A New Leonardo da Vinci Series Will Be As Queer as The Man Himself

Steve Thompson (Sherlock) and Frank Spotnitz (The X-Files) are teaming up for an eight-part series about the life and work of famed polymath Leonardo da Vinci — and it’s gonna be queer.

The series, Leonardo, is a collaboration between Spotnitz’s company, Big Light Productions, and Lux Vide, and it will be released via The Alliance, which is a co-production company formed by RAI, France Télévisions and Zdf, public television companies from Italy, France, and Germany, respectively.

Eleonora Andreatta, head of Drama at RAI productions, told Variety that Leonardo will be an exploration of the artist’s work, and his inspiration for specific pieces, as seen through the eyes of Caterina, a young model who works closely with him. In addition, Andreatta makes it a point to stress that da Vinci’s personal life will definitely be prominently featured.

“He was a real outsider for those times. He was an illegitimate child, gay, vegetarian and left-handed,” Andreatta says. “The personal and adventurous aspects of his life prevail over the purely artistic ones.”

While the series is yet to even be cast, the premise already sounds more promising than previous attempts to chronicle the celebrated artist’s life. Da Vinci’s Demons for example, the Starz production that ran for three seasons between 2013 and 2015, and which portrayed da Vinci as a lady-loving playboy, chose to completely ignore his homosexuality, save for an episode that briefly addressed da Vinci’s run-in with the law, when he was charged with sodomy.

Aside from one solemn goodbye kiss, the series failed to depict any other relationships or encounters that weren’t with women, a choice that showrunner David S. Goyer defended by stating that the creative choice was made in order to avoid “gratuitous content.”

Da Vinci’s Demons’ interpreted da Vinci as a bisexual man, and this was the argument made through the series’ short run to excuse the lack of male partners. And that, my friends, is what we call erasure.

Da Vinci’s sexual orientation is often debated among historians; some describe him as bisexual, while others regard him as a gay man, and this is due to the fact that despite the artist’s extensive writings still in existence, there are no direct mentions of his romantic life, though that might have a lot to do with the fact that being gay was illegal in late 1400’s Italy and keeping a diary wasn’t a common practice amongst queer people of the time.

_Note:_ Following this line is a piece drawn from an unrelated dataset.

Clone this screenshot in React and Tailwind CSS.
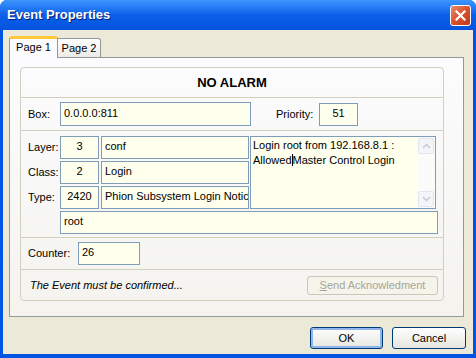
import React from 'react';

const ui = { fontFamily: '"Liberation Sans", Arial, sans-serif' };

function Field({ className = '', children }) {
    return (
        <div className={`border border-[#7F9DB9] bg-[#FFFFEE] text-[11px] text-black px-[3px] leading-[18px] overflow-hidden whitespace-nowrap ${className}`}>
            {children}
        </div>
    );
}

function ScrollArrow({ up }) {
    return (
        <div className="w-[16px] h-[16px] rounded-[2px] border border-[#E3E6EE] bg-[#F4F5F8] flex items-center justify-center">
            <svg width="9" height="6" viewBox="0 0 9 6">
                <path d={up ? 'M1 5 L4.5 1.5 L8 5' : 'M1 1 L4.5 4.5 L8 1'} fill="none" stroke="#C9CDDA" strokeWidth="1.6" />
            </svg>
        </div>
    );
}

export default function App() {
    return (
        <div className="w-[476px] h-[358px] flex flex-col bg-[#0054E3] rounded-t-[7px] overflow-hidden" style={ui}>
            {/* title bar */}
            <div className="h-[30px] shrink-0 flex items-center justify-between pl-[7px] pr-[5px] bg-gradient-to-b from-[#3D95FF] via-[#0A5FE8] to-[#0553DD]">
                <span className="text-white font-bold text-[13px] [text-shadow:1px_1px_0_#0A1E78]">Event Properties</span>
                <div className="w-[21px] h-[21px] rounded-[3px] border border-white bg-gradient-to-br from-[#E78A6C] via-[#D9502C] to-[#C2381A] flex items-center justify-center">
                    <svg width="11" height="11" viewBox="0 0 11 11">
                        <path d="M1.5 1.5 L9.5 9.5 M9.5 1.5 L1.5 9.5" stroke="white" strokeWidth="2.2" strokeLinecap="square" />
                    </svg>
                </div>
            </div>

            {/* body */}
            <div className="flex-1 mx-[3px] mb-[4px] bg-[#ECE9D8] flex flex-col pl-[6px] pr-[9px] pt-[5px]">
                {/* tabs */}
                <div className="flex items-end h-[22px] text-[11px] text-black">
                    <div className="relative z-10 w-[49px] h-[22px] mb-[-1px] bg-[#FCFCFE] border border-b-0 border-[#919B9C] border-t-[3px] border-t-[#FFC83C] rounded-t-[3px] flex items-center justify-center pb-[2px]">Page 1</div>
                    <div className="w-[43px] h-[19px] bg-gradient-to-b from-white to-[#ECEBE6] border border-l-0 border-b-0 border-[#919B9C] rounded-tr-[3px] flex items-center justify-center">Page 2</div>
                </div>

                {/* tab page */}
                <div className="h-[260px] border border-[#919B9C] bg-gradient-to-b from-[#FCFCFE] to-[#F4F3EE] pt-[9px] pl-[10px] pr-[19px]">
                    <div className="h-[234px] border border-[#D0D0BF] rounded-[4px] flex flex-col text-[11px] text-black">
                        <div className="h-[30px] flex items-center justify-center font-bold text-[13px] border-b border-[#D0D0BF]">NO ALARM</div>

                        <div className="h-[33px] flex items-center border-b border-[#D0D0BF]">
                            <span className="w-[39px] pl-[7px]">Box:</span>
                            <Field className="w-[191px] h-[24px] leading-[20px]">0.0.0.0:811</Field>
                            <span className="ml-[25px] w-[43px]">Priority:</span>
                            <Field className="w-[39px] h-[23px] leading-[19px] text-center">51</Field>
                        </div>

                        <div className="h-[107px] flex flex-col pt-[5px] border-b border-[#D0D0BF]">
                            <div className="flex gap-[1px]">
                                <div className="flex flex-col gap-[2px]">
                                    {[['Layer:', '3', 'conf'], ['Class:', '2', 'Login'], ['Type:', '2420', 'Phion Subsystem Login Notic']].map(([l, n, t]) => (
                                        <div key={l} className="flex items-center h-[23px]">
                                            <span className="w-[39px] pl-[7px]">{l}</span>
                                            <Field className="w-[39px] h-[23px] text-center">{n}</Field>
                                            <Field className="ml-[2px] w-[148px] h-[23px]">{t}</Field>
                                        </div>
                                    ))}
                                </div>
                                <div className="w-[186px] h-[73px] border border-[#7F9DB9] bg-[#FFFFEE] flex">
                                    <div className="flex-1 pl-[2px] pt-[1px] leading-[15px] text-[11px]">
                                        Login root from 192.168.8.1 :<br />
                                        Allowed<span className="inline-block w-px h-[12px] bg-black align-[-2px]" />Master Control Login
                                    </div>
                                    <div className="w-[17px] bg-[#FBFBF9] flex flex-col justify-between py-px">
                                        <ScrollArrow up />
                                        <ScrollArrow />
                                    </div>
                                </div>
                            </div>
                            <Field className="ml-[39px] mt-[2px] w-[378px] h-[23px]">root</Field>
                        </div>

                        <div className="h-[32px] flex items-center border-b border-[#D0D0BF]">
                            <span className="w-[57px] pl-[7px]">Counter:</span>
                            <Field className="w-[62px] h-[23px] leading-[16px]">26</Field>
                        </div>

                        <div className="flex-1 flex items-center justify-between pl-[9px] pr-[5px]">
                            <span className="italic text-[11px]">The Event must be confirmed...</span>
                            <div className="w-[131px] h-[19px] rounded-[3px] border border-[#C9C7BA] bg-[#F5F4EA] text-[#A6A598] flex items-center justify-center">
                                <span><span className="underline">S</span>end Acknowledment</span>
                            </div>
                        </div>
                    </div>
                </div>

                {/* buttons */}
                <div className="flex justify-end gap-[9px] mt-[10px] mr-[-2px] text-[11px] text-black">
                    <div className="w-[73px] h-[22px] rounded-[3px] border border-[#003C74] bg-gradient-to-b from-white to-[#E6E5DE] flex items-center justify-center shadow-[inset_0_0_0_2px_#90B4EE]">OK</div>
                    <div className="w-[74px] h-[22px] rounded-[3px] border border-[#003C74] bg-gradient-to-b from-white to-[#E6E5DE] flex items-center justify-center">Cancel</div>
                </div>
            </div>
        </div>
    );
}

There are plenty of accounts touching on Leonardo da Vinci’s lack of female friendships, however, or even acquaintances outside of models he worked with. In 1476, he was charged with sodomy, a crime punishable by death at the time, and while the charges did not stick, it scared him enough that he left his home in Florence for Milan, where he painted The Last Supper, arguably the most famous fresco in the world.

Before and after the sodomy charges, da Vinci was known to have only ever lived with male acquaintances and apprentices. In fact, one such close friend was the one to alert the da Vinci family of the painter’s death, but maybe they were just roommates.

Leonardo will begin production soon, as its release is slated to coincide with the 500th anniversary of the artist and inventor’s death next year.